Deerfield Specialty argues that the May 1984 contract provided that the $3.5 million purchase price was to be paid only for materials and services that Black Clawson was to provide Deerfield Specialty, and does not provide for Black Claw-son’s use of that money against other debts. Deerfield Specialty further points to Addendum “C” to the May 1984 contract, which granted Deerfield Specialty the “absolute right” to cancel the contract “without any liability or obligation whatsoever on the part of” Deerfield Specialty if it gave written notice to Black Clawson any time on or before June 12, 1984. See Deerfield Specialty’s Objections to Magistrate’s Report and Recommendation, Exh. *1583A. However, some uncertainty arises from the fact that neither Addendum “C” nor the documents cancelling the contract mention the disposition upon cancellation of the $600,000 already paid by Deerfield Specialty. If a contract is found to be incomplete or ambiguous, extrinsic evidence may be used not to vary the language, but to resolve the ambiguity. Sutton v. East River Savings Bank, 55 N.Y.2d 550, 435 N.E.2d 1075, 450 N.Y.S.2d 460 (1982). For the reasons stated by the Magistrate, I concur with his finding that parol evidence is admissible here.

Having reviewed both Magistrate Tyler’s Report and the parties’ objections, I concur with the Magistrate's recommendation that parol evidence will be admissible with regard to agreements or negotiations concerning what was to be done, upon cancellation, with the $600,000 paid pursuant to the May 1984 contract. Furthermore, Black Clawson’s motion for sanctions is denied. However, Deerfield Specialty’s motion to dismiss Black Clawson’s counterclaim is denied.

SO ORDERED.

. Although Rule 7 of the Rules for Proceeding Before Magistrates of this court states that the parties must file any written objections to the court within ten days of the issuance of the Magistrate's Report and Recommendation, I granted the parties additional time to file their objections.

. To accept a Report and Recommendation of a magistrate to which no timely objection has been made, a district court need only satisfy itself that there is no clear error on the face of the record. Fed.R.Civ.P. 72, Notes of Advisory Committee on Rules. Pursuant to 28 U.S.C. § 636(b)(1), the district court is afforded broad latitude in considering a magistrate’s recommendation, even if no party objects to it. Grassia v. Scully, 892 F.2d 16, 19 (2d Cir.1989). However, when timely objection has been made to a portion or portions of a magistrate’s report, as here, the district judge must “make a de novo determination ... of any portion of the magistrate’s disposition to which specific written objection has been made.” Fed.R.Civ.P. 72(b). The district judge may then accept, reject, or modify, in whole or part, the magistrate’s proposed findings and recommendations. 28 U.S.C. § 636(b)(1).

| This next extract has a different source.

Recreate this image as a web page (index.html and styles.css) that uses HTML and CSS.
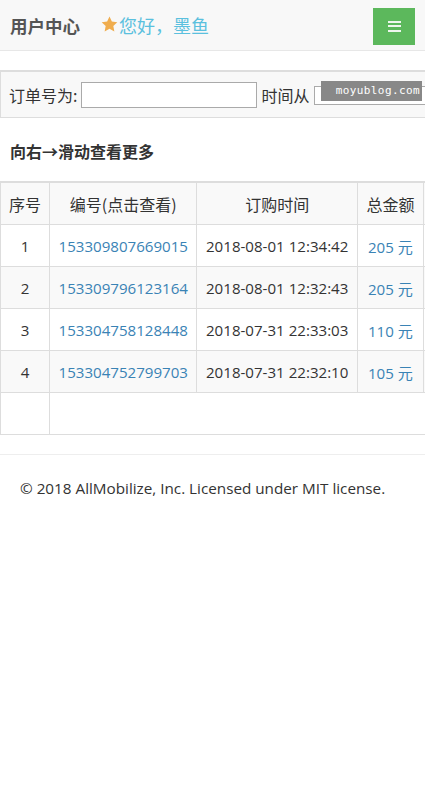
FILE: index.html
```html
<!DOCTYPE html>
<html lang="zh-CN">
<head>
    <meta charset="UTF-8">
    <meta name="viewport" content="width=device-width, initial-scale=1.0">
    <title>用户中心</title>
    <link rel="stylesheet" href="styles.css">
</head>
<body>
    <header class="topbar">
        <span class="brand">用户中心</span>
        <span class="hello">
            <svg class="star" width="17" height="16" viewBox="0 0 24 23"><path d="M12 0.8l3.4 7.2 7.8 1-5.7 5.4 1.5 7.8L12 18.4l-7 3.8 1.5-7.8L0.8 9l7.8-1z" fill="#f0ad4e"/></svg>您好，<a href="#">墨鱼</a>
        </span>
        <button class="menu-btn" aria-label="菜单">
            <span></span><span></span><span></span>
        </button>
    </header>

    <form class="search-bar">
        <label for="order-no">订单号为:</label>
        <input type="text" id="order-no" class="order-input">
        <label for="date-from">时间从</label>
        <input type="text" id="date-from" class="date-input">
        <div class="watermark">moyublog.com</div>
    </form>

    <h3 class="hint">向右→滑动查看更多</h3>

    <div class="table-wrap">
        <table class="orders">
            <thead>
                <tr>
                    <th class="c-no">序号</th>
                    <th>编号(点击查看)</th>
                    <th>订购时间</th>
                    <th>总金额</th>
                    <th class="c-more"></th>
                </tr>
            </thead>
            <tbody>
                <tr>
                    <td class="c-no">1</td>
                    <td><a href="#">153309807669015</a></td>
                    <td>2018-08-01 12:34:42</td>
                    <td><a href="#">205 元</a></td>
                    <td></td>
                </tr>
                <tr>
                    <td class="c-no">2</td>
                    <td><a href="#">153309796123164</a></td>
                    <td>2018-08-01 12:32:43</td>
                    <td><a href="#">205 元</a></td>
                    <td></td>
                </tr>
                <tr>
                    <td class="c-no">3</td>
                    <td><a href="#">153304758128448</a></td>
                    <td>2018-07-31 22:33:03</td>
                    <td><a href="#">110 元</a></td>
                    <td></td>
                </tr>
                <tr>
                    <td class="c-no">4</td>
                    <td><a href="#">153304752799703</a></td>
                    <td>2018-07-31 22:32:10</td>
                    <td><a href="#">105 元</a></td>
                    <td></td>
                </tr>
                <tr class="empty">
                    <td class="c-no"></td>
                    <td colspan="4"></td>
                </tr>
            </tbody>
        </table>
    </div>

    <footer class="footer">
        <p>© 2018 AllMobilize, Inc. Licensed under MIT license.</p>
    </footer>
</body>
</html>
```

FILE: styles.css
```css
body {
    margin: 0;
    font-family: "Open Sans", "Noto Sans CJK SC", sans-serif;
    font-size: 15px;
    color: #333;
    background: #fff;
}
a {
    color: #3a83b5;
    text-decoration: none;
}
.topbar {
    height: 50px;
    background: #f8f8f8;
    border-bottom: 1px solid #e7e7e7;
    display: flex;
    align-items: center;
    padding: 0 10px;
}
.brand {
    font-size: 17.5px;
    font-weight: bold;
    color: #555;
    margin-right: 21px;
}
.hello {
    font-size: 18px;
    color: #5bc0de;
    display: flex;
    align-items: center;
}
.hello a {
    color: #5bc0de;
}
.star {
    margin-right: 1px;
    margin-top: -2px;
}
.menu-btn {
    margin-left: auto;
    width: 42px;
    height: 37px;
    background: #5cb85c;
    border: none;
    border-radius: 0;
    display: flex;
    flex-direction: column;
    justify-content: center;
    align-items: center;
    gap: 2.5px;
    padding: 0;
    margin-top: 2px;
}
.menu-btn span {
    display: block;
    width: 13px;
    height: 2px;
    background: #eef6ee;
}
.search-bar {
    position: relative;
    margin: 19px 0 0;
    height: 45px;
    background: #f8f8f8;
    border: 1px solid #ddd;
    border-top-width: 2px;
    border-right: none;
    display: flex;
    align-items: center;
    padding-left: 8px;
    font-size: 16px;
    white-space: nowrap;
    overflow: hidden;
    font-family: "Noto Sans CJK SC", sans-serif;
}
.search-bar label {
    margin-right: 3px;
}
.order-input {
    width: 174px;
    height: 24px;
    border: 1px solid #aaa;
    padding: 0;
    margin: 1px 4px 0 1px;
    background: #fff;
}
.date-input {
    width: 140px;
    height: 17px;
    border: 1px solid #aaa;
    padding: 0;
    margin: 2px 0 0 2px;
    flex-shrink: 0;
    background: #fff;
}
.watermark {
    position: absolute;
    left: 320px;
    top: 9px;
    width: 101px;
    height: 20px;
    background: #888;
    color: #fff;
    font-family: "DejaVu Sans Mono", monospace;
    font-size: 11px;
    letter-spacing: 0.4px;
    line-height: 20px;
    text-align: right;
    padding-right: 2px;
    box-sizing: border-box;
}
.hint {
    margin: 22px 0 0 10px;
    font-size: 16px;
    font-weight: bold;
    font-family: "Noto Sans CJK SC", sans-serif;
    line-height: 22px;
}
.table-wrap {
    margin-top: 19px;
    overflow-x: auto;
    scrollbar-width: none;
}
.orders {
    border-collapse: collapse;
    white-space: nowrap;
}
.orders th,
.orders td {
    border: 1px solid #ddd;
    padding: 0 8.5px;
    height: 41px;
    text-align: center;
    font-weight: normal;
    font-size: 15.1px;
}
.orders th {
    font-size: 16px;
    font-family: "Noto Sans CJK SC", sans-serif;
    background: #f9f9f9;
    border-top-width: 2px;
}
.orders .c-no {
    width: 30px;
    padding: 0 8px;
}
.orders .c-more {
    width: 80px;
}
.orders tbody tr:nth-child(even) {
    background: #f9f9f9;
}
.orders td a {
    color: #3a83b5;
}
.footer {
    margin-top: 19px;
    border-top: 1px solid #eee;
    padding: 23px 20px;
}
.footer p {
    margin: 0;
    font-size: 15.25px;
}
```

. On October 31, 1984, Enterprises filed a Certificate of Amendment with the Delaware Secretary of State changing its corporate name to Black Clawson, Inc. On January 11, 1985, Black Clawson, Inc., subsequently changed its name to Black Clawson Industries ("Industries”). On December 30, 1986, Industries was dissolved by the written consent of its sole shareholder, defendant Black Clawson Company, Inc.

. Specifically, Enterprises was a wholly-owned subsidiary of Black Clawson. Harris Affid. ¶ 2. Upon Enterprises’ dissolution, its business was transferred by Black Clawson to its Paper Machine Division and was continued by Black Clawson. In January 1987, all of the assets of Enterprises were transferred on the books of Black Clawson. Harris Affid. ¶ 6 and Exh. A. The closing balance sheet for Enterprises records the transfer on the books of Black Claw-son of all of the accounts of Enterprises to Black Clawson, purportedly including amounts receivable from Deerfield Specialty. See Harris Affid. Exh. A.

. Surprisingly, the parties’ briefs submitted to the Magistrate on the summary judgment issue include not one citation to case law.